# Help! with homelight trimmer



## JustJen (May 22, 2006)

:wave: Hi I’m trying to further my knowledge of small engines and thought trying to repair a weak whacker would be a good place to start. However I'm having some problems and was hoping someone here could point me in the right direction. 
Here is the history: The engine originally would not start so I checked for spark. Has spark. The plug was cleaned up by the owner. I was able to get the thing to start momentarily with starter fluid. Next I replaced rotted fuel lines with no success. Next I soaked the carb overnight in cleaner. Still nothing. Installed a new carb kit. Now I have the primer bulb sending fuel through the system but the bulb never seems to get pressurized. I got the thing started with starting fluid and was able to start it repeatedly without the fluid. : I adjusted the idle screw and it seems to idle OK.
The problem: Now I have no top end. The thing bogs down and dies when I open the throttle. I’m only able to adjust the mixing screw 1 turn. I’m assuming the knobs were installed like this a t the factory. There are two questions I have. One is how can I tell if I have a bad gas cap? Two I have the fuel line that sends fuel back to the tank long enough that it is in the fuel. Is that too long? Does anyone have any other suggestions on what to try next?


----------



## hankster (Jan 1, 1998)

Just sounds like you need to open the low end needle on the carb a 1/4 - 1/2 turn.

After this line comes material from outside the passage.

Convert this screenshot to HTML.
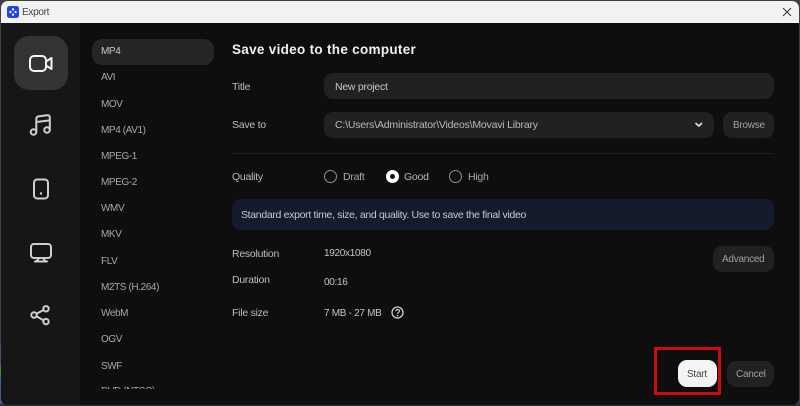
<!DOCTYPE html>
<html><head><meta charset="utf-8">
<style>
html,body{margin:0;padding:0;width:800px;height:406px;overflow:hidden;background:#3a3f4a}
*{box-sizing:border-box}
body{font-family:"Liberation Sans",sans-serif;position:relative}
.a{position:absolute}
.t{position:absolute;font-family:"Liberation Sans",sans-serif;font-size:10.5px;line-height:14px;color:#bdbdbd;white-space:nowrap;letter-spacing:-.25px}
.l{font-size:10px;letter-spacing:-.4px;color:#a8a8a8;left:101px;transform:translateY(1px)}
.v{font-size:10px;letter-spacing:-.3px;color:#c4c4c4;left:324px;transform:translateY(1px)}
.k{font-size:10px;letter-spacing:-.25px;color:#a0a0a0;transform:translateY(1px)}
.b{position:absolute;background:#212121;border-radius:9px}
.r{position:absolute;width:13px;height:13px;border-radius:50%;border:1.5px solid #8f8f8f}
svg{position:absolute;overflow:visible}
</style></head><body>
<div class="a" style="left:0;top:0;width:800px;height:2px;background:#3f3f3f"></div>
<div class="a" style="left:0;top:345px;width:2px;height:61px;background:linear-gradient(#4a4f88 0,#4a4f88 30%,#3c8a3a 35%,#3c8a3a 50%,#4a5a9a 60%,#4a5a9a 100%)"></div>
<div class="a" style="left:0;top:404px;width:800px;height:2px;background:#2c3040"></div>
<div class="a" style="left:1px;top:1px;width:798px;height:404px;background:#0e0e0e;border-radius:7px;overflow:hidden">
  <div class="a" style="left:0;top:0;width:798px;height:22px;background:#f2f2f2"></div>
  <div class="a" style="left:0;top:22px;width:79px;height:382px;background:#161616"></div>
</div>
<div class="a" style="left:7px;top:6px;width:12px;height:12px;background:#1f47e0;border-radius:2.5px"></div>
<svg style="left:7px;top:6px" width="12" height="12"><g fill="#fff"><circle cx="6" cy="3.4" r="1.1"/><circle cx="6" cy="8.6" r="1.1"/><circle cx="3.4" cy="6" r="1.1"/><circle cx="8.6" cy="6" r="1.1"/></g></svg>
<div class="t" style="left:22px;top:6px;color:#444;font-size:10px;letter-spacing:-.3px">Export</div>
<svg style="left:782px;top:7px" width="12" height="12"><path d="M1 1 L9 9 M9 1 L1 9" stroke="#333" stroke-width="1" fill="none"/></svg>

<div class="a" style="left:14px;top:36px;width:54px;height:54px;border-radius:15px;background:#333"></div>
<svg style="left:28px;top:52px" width="26" height="22" fill="none" stroke="#f4f4f4" stroke-width="2" stroke-linejoin="round"><rect x="2" y="4" width="16" height="15" rx="4"/><path d="M18 9.5 L23.5 6 V17 L18 13.5"/></svg>
<svg style="left:29px;top:113px" width="24" height="24" fill="none" stroke="#cfcfcf" stroke-width="2" stroke-linecap="round" stroke-linejoin="round"><circle cx="4.5" cy="19" r="2.8"/><circle cx="18" cy="17" r="2.8"/><path d="M7.3 19 V6 C7.3 4.5 8 3.6 9.5 3.4 L18 2.3 C20 2.1 20.8 3 20.8 4.5 V17 M7.3 9 L20.8 7.4"/></svg>
<svg style="left:32px;top:177px" width="18" height="24" fill="none" stroke="#cfcfcf" stroke-width="2"><rect x="2" y="2.5" width="14" height="19" rx="3.2"/><circle cx="9" cy="16.5" r="1.2" fill="#cfcfcf" stroke="none"/></svg>
<svg style="left:29px;top:241px" width="24" height="24" fill="none" stroke="#cfcfcf" stroke-width="2" stroke-linecap="round" stroke-linejoin="round"><rect x="2" y="3" width="20" height="14" rx="3"/><path d="M9.5 17 C9.5 18.5 8.5 20 6 20.5 H18 C15.5 20 14.5 18.5 14.5 17"/></svg>
<svg style="left:29px;top:304px" width="24" height="24" fill="none" stroke="#cfcfcf" stroke-width="2"><circle cx="5" cy="11" r="2.7"/><circle cx="17" cy="4.8" r="2.7"/><circle cx="17" cy="17.6" r="2.7"/><path d="M7.4 9.8 L14.6 6 M7.4 12.3 L14.6 16.4"/></svg>

<div class="a" style="left:92px;top:39px;width:122px;height:26px;border-radius:10px;background:#252525"></div>
<div class="t l" style="top:44px;color:#c8c8c8">MP4</div>
<div class="t l" style="top:70px">AVI</div>
<div class="t l" style="top:97px">MOV</div>
<div class="t l" style="top:123px">MP4 (AV1)</div>
<div class="t l" style="top:149px">MPEG-1</div>
<div class="t l" style="top:175px">MPEG-2</div>
<div class="t l" style="top:201px">WMV</div>
<div class="t l" style="top:227px">MKV</div>
<div class="t l" style="top:254px">FLV</div>
<div class="t l" style="top:280px">M2TS (H.264)</div>
<div class="t l" style="top:306px">WebM</div>
<div class="t l" style="top:332px">OGV</div>
<div class="t l" style="top:359px">SWF</div>
<div class="a" style="left:101px;top:385px;width:100px;height:4px;overflow:hidden"><div class="t l" style="left:0;top:0;transform:none">DVD (NTSC)</div></div>

<div class="t" style="left:232px;top:41px;font-size:13.5px;line-height:17px;font-weight:bold;color:#f0f0f0;letter-spacing:.3px">Save video to the computer</div>

<div class="t" style="left:232px;top:80px">Title</div>
<div class="b" style="left:324px;top:73px;width:450px;height:26px"></div>
<div class="t" style="left:335px;top:80px;color:#c8c8c8">New project</div>

<div class="t" style="left:232px;top:118px">Save to</div>
<div class="b" style="left:324px;top:112px;width:390px;height:26px"></div>
<div class="t" style="left:335px;top:118px;color:#b8b8b8;letter-spacing:-.2px">C:\Users\Administrator\Videos\Movavi Library</div>
<svg style="left:694px;top:122px" width="10" height="6"><path d="M1.5 1 L4.8 4 L8 1" stroke="#e0e0e0" stroke-width="1.7" fill="none"/></svg>
<div class="b" style="left:723px;top:112px;width:51px;height:26px"></div>
<div class="t k" style="left:733px;top:118px">Browse</div>

<div class="a" style="left:232px;top:153px;width:542px;height:1px;background:#202020"></div>

<div class="t" style="left:232px;top:170px">Quality</div>
<div class="r" style="left:324px;top:170px"></div>
<div class="t" style="left:343px;top:170px;color:#a8a8a8">Draft</div>
<div class="a" style="left:386px;top:170px;width:13px;height:13px;border-radius:50%;background:#fff"></div>
<div class="a" style="left:390px;top:174px;width:5px;height:5px;border-radius:50%;background:#111"></div>
<div class="t" style="left:404px;top:170px;color:#b8b8b8">Good</div>
<div class="r" style="left:449px;top:170px"></div>
<div class="t" style="left:468px;top:170px;color:#a8a8a8">High</div>

<div class="a" style="left:232px;top:199px;width:542px;height:31px;border-radius:9px;background:#141b2d"></div>
<div class="t" style="left:241px;top:208px;color:#c8c8c8;letter-spacing:-.32px">Standard export time, size, and quality. Use to save the final video</div>

<div class="t" style="left:232px;top:247px">Resolution</div>
<div class="t v" style="top:246px">1920x1080</div>
<div class="t" style="left:232px;top:273px">Duration</div>
<div class="t v" style="top:275px">00:16</div>
<div class="t" style="left:232px;top:306px">File size</div>
<div class="t v" style="top:306px">7 MB - 27 MB</div>
<svg style="left:391px;top:306px" width="13" height="13" fill="none"><circle cx="6.5" cy="6.5" r="5.5" stroke="#ccc" stroke-width="1.3"/><path d="M4.6 5.2 C4.6 2.9 8.4 2.9 8.4 5.2 C8.4 6.5 6.5 6.4 6.5 7.8" stroke="#ccc" stroke-width="1.2"/><circle cx="6.5" cy="9.6" r=".8" fill="#ccc"/></svg>

<div class="b" style="left:713px;top:246px;width:61px;height:26px"></div>
<div class="t k" style="left:722px;top:252px">Advanced</div>

<div class="a" style="left:654px;top:347px;width:67px;height:48px;border:3px solid #cc0c0c"></div>
<div class="a" style="left:678px;top:360px;width:39px;height:27px;border-radius:9px;background:#f4f4f4"></div>
<div class="t k" style="left:687px;top:367px;color:#444">Start</div>
<div class="b" style="left:727px;top:361px;width:47px;height:26px"></div>
<div class="t k" style="left:736px;top:367px">Cancel</div>
</body></html>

The carb needles have adjustment limiters and that is the reason you can only move them one turn. You will have to remove the limiter caps. If I remember correctly the limiter caps on Homelite carbs are red and white with a white nylon guard around them. There is a split in the white nylon guard that you can put a large screwdriver into to pry it open.... while you are prying you can then pop off the limiter caps with another screwdriver. Hard to explain in a message.

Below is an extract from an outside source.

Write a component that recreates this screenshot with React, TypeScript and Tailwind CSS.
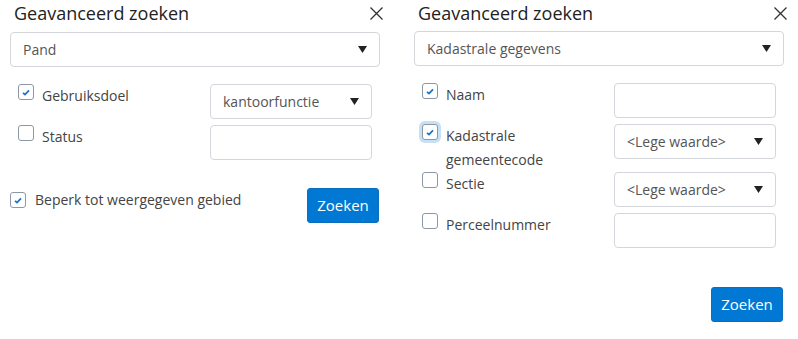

There should be no problem with your return line being in the fuel.


----------



## JustJen (May 22, 2006)

Thanks! I'll give that a try


----------



## JustJen (May 22, 2006)

Here is the update. I went to adjust he carb and could not get the thing started. So I got it going with starter fluid. It then died and would not start again until I removed the gas cap. Once removed the thing started. So I rreplced the gas cap. And agin no starting other than with starter fluid. Once started the thing ran fine until it got warm. Then it would start without the starting fluid but would not run at full throttle. I tried adjusting the low speed idle 1/4 to just less than 1 turn. It did not seem to make any difference. My next step is a new spark plug and fresh gas. Any other suggestions.


----------



## bugman (Aug 12, 2004)

I wouldn't use starting fluid.... makes em run hot and lean, deep creeps good. Did you blow the carb out with compressed air? through any and all holes, just a soak won't help on a tough clog.


----------



## JustJen (May 22, 2006)

I did not have compressed air available at the time so I used deep creeps to blow it out. I can try soaking again and using compressed air. Also I can try taking the caps off the carb adjustment knobs and verifing they are set at about 1.5 turns on lo and .75 on the hi. The primer bulb never seems to build presure. It is pumping fuel through the carb but remains squishy. Should I be concerned or go back to soaking? Any other suggestions?


----------



## wf2tm51 (May 19, 2006)

trying getting a new primer bulb i had the same problem with a chainsaw the plastic had the tinyest crack and lots of pressure was lost, i could start my saw i just had to prime it about twenty times


----------



## JustJen (May 22, 2006)

*Still No starting*

Well well well is this really a hobby?
wf2tm51 you were correct after priming I notices a tiny drop of fuel on my finger. The pin hole soon turned into a giant crack so I replaced the bulb. Also I soaked the carb again and blew it out with compressed air.
Now I have a new problem!
Fuel was flowing out the carb and exhaust and the trimmer will not start. I checked the needle and seat and it is sealing. I have also verified the gap between the carb diaphram and needle and it is within spec. After seeing fuel everywhere I took off the muffler which was all fine and the crank case cover. There was a puddle of fuel in the crank case so I dried it out. Next put everything back together and the %&#^%*#& thing started on the first pull. Next I adjusted the carb per some of hanksters notes on a previous thread. Next I let the thing sit for a day and I'm back to not starting. Once again I open the crank case clean out the puddle and I'm back to good. What am I missing????????

Also thanks to all of you that have responded.


----------